KJ: It has. I think, for sure, being in the fashion industry and having so many friends who are into fashion—young people who would die for it—inspires me to try and push the boundaries. I’m not afraid to try something even if I know no one will like it.
CD: Who’s a friend who inspires you?
KJ: Tyler [the Creator] really inspires me. He’s so determined to do anything he thinks is amazing. He just opened a new store on Fairfax in L.A., and he put out an incredible album last summer, and now he’s on tour. Whatever he wants to do, he just does it, and in the coolest, best way. I like people who push the limits of what’s expected. Even you, bro! You’re fucking inspiring.
“I like people who push the limits of what’s expected.”
KJ: No, for real! You’re out here killing it, doing movies because you feel like it. I want to be like you, I want to be like Tyler, I want to be like all my friends.
CD: Would you ever consider designing your own line?

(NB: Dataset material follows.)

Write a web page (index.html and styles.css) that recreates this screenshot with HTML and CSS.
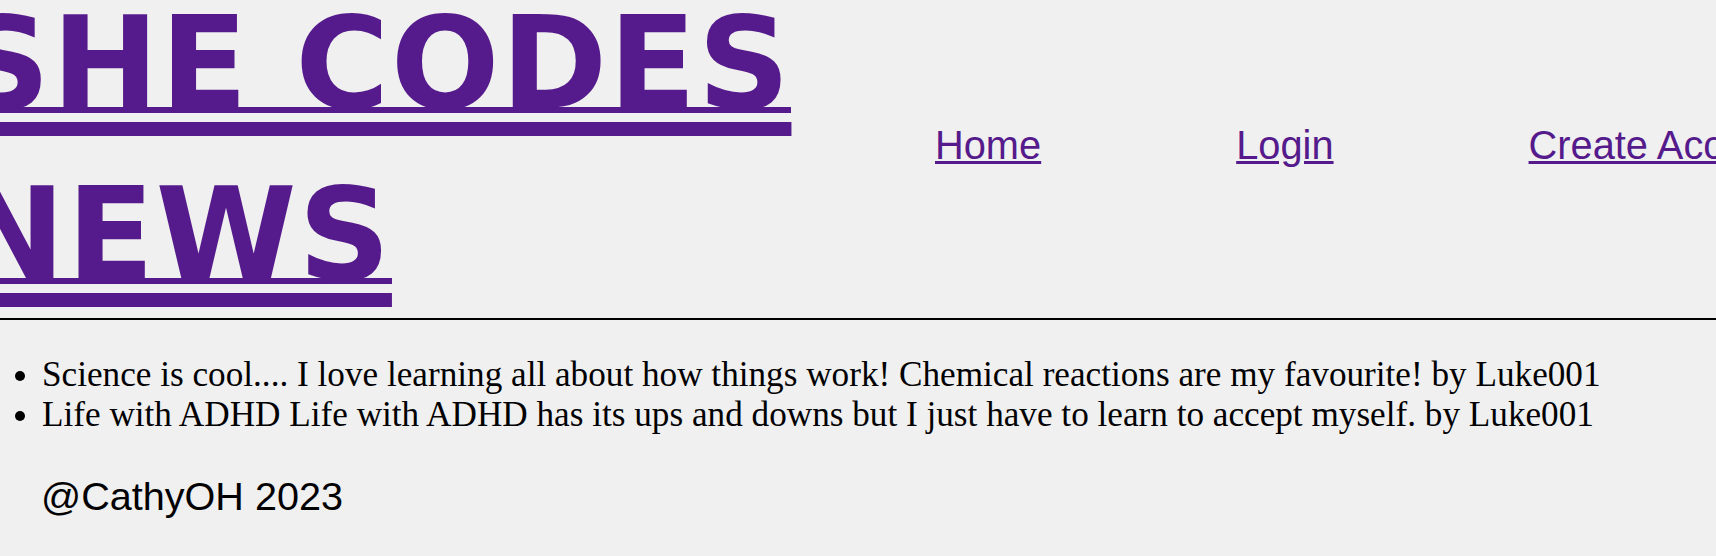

KJ: Kylie and I have our little brand that we do together, and actually have a fun time doing it, but I would love to branch off and do something a little more serious and really sit down and test my brain and play with it a little bit.

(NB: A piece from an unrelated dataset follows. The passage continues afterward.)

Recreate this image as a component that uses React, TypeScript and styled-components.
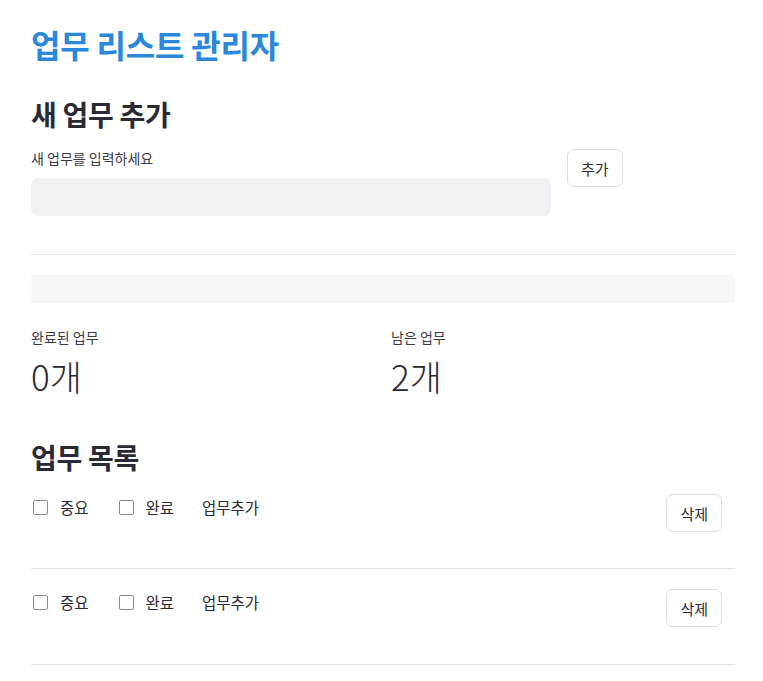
import React from "react";
import styled, { createGlobalStyle } from "styled-components";

const Global = createGlobalStyle`
  html, body { margin: 0; padding: 0; background: #ffffff; }
  body {
    font-family: "Noto Sans CJK KR", "Noto Sans", sans-serif;
    color: #2a2a35;
  }
  * { box-sizing: border-box; }
`;

const Page = styled.div`
  width: 763px;
  padding: 22px 28px 16px 31px;
  display: flex;
  flex-direction: column;
`;

const Title = styled.h1`
  margin: 0;
  font-size: 32px;
  font-weight: 700;
  line-height: 44px;
  color: #2a88dc;
  letter-spacing: -0.2px;
`;

const SectionTitle = styled.h2<{ $top: number }>`
  margin: ${(p) => p.$top}px 0 0;
  font-size: 28px;
  font-weight: 700;
  line-height: 38px;
  color: #2a2a35;
  letter-spacing: -0.3px;
`;

const FormRow = styled.div`
  display: flex;
  align-items: flex-start;
  gap: 16px;
  margin-top: 15px;
`;

const Field = styled.label`
  display: flex;
  flex-direction: column;
  gap: 10px;
  width: 520px;
`;

const FieldLabel = styled.span`
  font-size: 14px;
  line-height: 20px;
  color: #3a3a44;
`;

const TextInput = styled.input`
  height: 38px;
  border: none;
  border-radius: 8px;
  background: #eff1f5;
  padding: 0 12px;
  font-size: 15px;
  font-family: inherit;
  outline: none;
`;

const Button = styled.button<{ $offset?: number }>`
  height: 38px;
  margin-top: ${(p) => p.$offset ?? 0}px;
  padding: 0 13px;
  background: #ffffff;
  border: 1px solid #dadde2;
  border-radius: 7px;
  font-family: inherit;
  font-size: 15px;
  color: #2a2a35;
  cursor: pointer;
`;

const Divider = styled.hr`
  width: 100%;
  border: none;
  border-top: 1px solid #e3e4e6;
  margin: 38px 0 0;
`;

const Progress = styled.div`
  height: 28px;
  margin-top: 20px;
  border-radius: 4px;
  background: #f6f7f9;
  overflow: hidden;
`;

const Fill = styled.div`
  height: 100%;
  background: #2a88dc;
`;

const Stats = styled.div`
  display: grid;
  grid-template-columns: 1fr 1fr;
  gap: 16px;
  margin-top: 24px;
`;

const Stat = styled.div`
  display: flex;
  flex-direction: column;
`;

const StatLabel = styled.span`
  font-size: 14px;
  line-height: 20px;
  color: #3a3a44;
`;

const StatValue = styled.span`
  font-size: 35px;
  font-weight: 300;
  line-height: 46px;
  margin-top: 6px;
  color: #2a2a35;
`;

const List = styled.ul`
  list-style: none;
  margin: 6px 0 0;
  padding: 0;
`;

const Item = styled.li`
  display: flex;
  align-items: flex-start;
  justify-content: space-between;
  padding: 12px 13px 36px 0;
  border-bottom: 1px solid #e3e4e6;
  & + & { padding-top: 20px; padding-bottom: 37px; }
`;

const ItemLeft = styled.div`
  display: flex;
  align-items: center;
  gap: 28px;
  padding-top: 1px;
`;

const Check = styled.label`
  display: flex;
  align-items: center;
  gap: 12px;
  font-size: 15.5px;
  line-height: 24px;
  color: #2a2a35;
  padding-left: 2px;
`;

const Box = styled.input`
  appearance: none;
  width: 15px;
  height: 15px;
  margin: 0;
  border: 1px solid #8c8c8c;
  border-radius: 2px;
  background: #fff;
`;

const ItemText = styled.span`
  font-size: 15.5px;
  line-height: 24px;
  color: #2a2a35;
`;

const tasks = [
  { id: 1, text: "업무추가", important: false, done: false },
  { id: 2, text: "업무추가", important: false, done: false },
];

export default function App() {
  const done = tasks.filter((t) => t.done).length;
  const left = tasks.length - done;
  const pct = tasks.length ? (done / tasks.length) * 100 : 0;
  return (
    <>
      <Global />
      <Page>
        <Title>업무 리스트 관리자</Title>
        <SectionTitle $top={29}>새 업무 추가</SectionTitle>
        <FormRow>
          <Field>
            <FieldLabel>새 업무를 입력하세요</FieldLabel>
            <TextInput />
          </Field>
          <Button $offset={1}>추가</Button>
        </FormRow>
        <Divider />
        <Progress>
          <Fill style={{ width: `${pct}%` }} />
        </Progress>
        <Stats>
          <Stat>
            <StatLabel>완료된 업무</StatLabel>
            <StatValue>{done}개</StatValue>
          </Stat>
          <Stat>
            <StatLabel>남은 업무</StatLabel>
            <StatValue>{left}개</StatValue>
          </Stat>
        </Stats>
        <SectionTitle $top={39}>업무 목록</SectionTitle>
        <List>
          {tasks.map((t) => (
            <Item key={t.id}>
              <ItemLeft>
                <Check>
                  <Box type="checkbox" defaultChecked={t.important} />
                  중요
                </Check>
                <Check>
                  <Box type="checkbox" defaultChecked={t.done} />
                  완료
                </Check>
                <ItemText>{t.text}</ItemText>
              </ItemLeft>
              <Button>삭제</Button>
            </Item>
          ))}
        </List>
      </Page>
    </>
  );
}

CD: Every time I come to your house, you always have a new artwork hanging. Is that something you’re exploring?
Saint Laurent by Anthony Vaccarello dress with sleeves, earrings, and boots.
KJ: Most people don’t know this about me, but I have a real love for interior design. I’ve been working with a designer named Martyn Bullard who’s really awesome and who kind of made me fall in love with art. Kanye has also been a huge influence. He’s really, really into art and has the sickest pieces in his house.
CD: What do you hope to be doing 22 years from now?
KJ: I hope to have a family, and I hope to be in love. I just want light and happiness and love. And you! I want you in my life!
CD: Hopefully some of that love will reach the people who are feeling so much hate in the world right now.
KJ: I hope so. I’ll keep sending out vibes.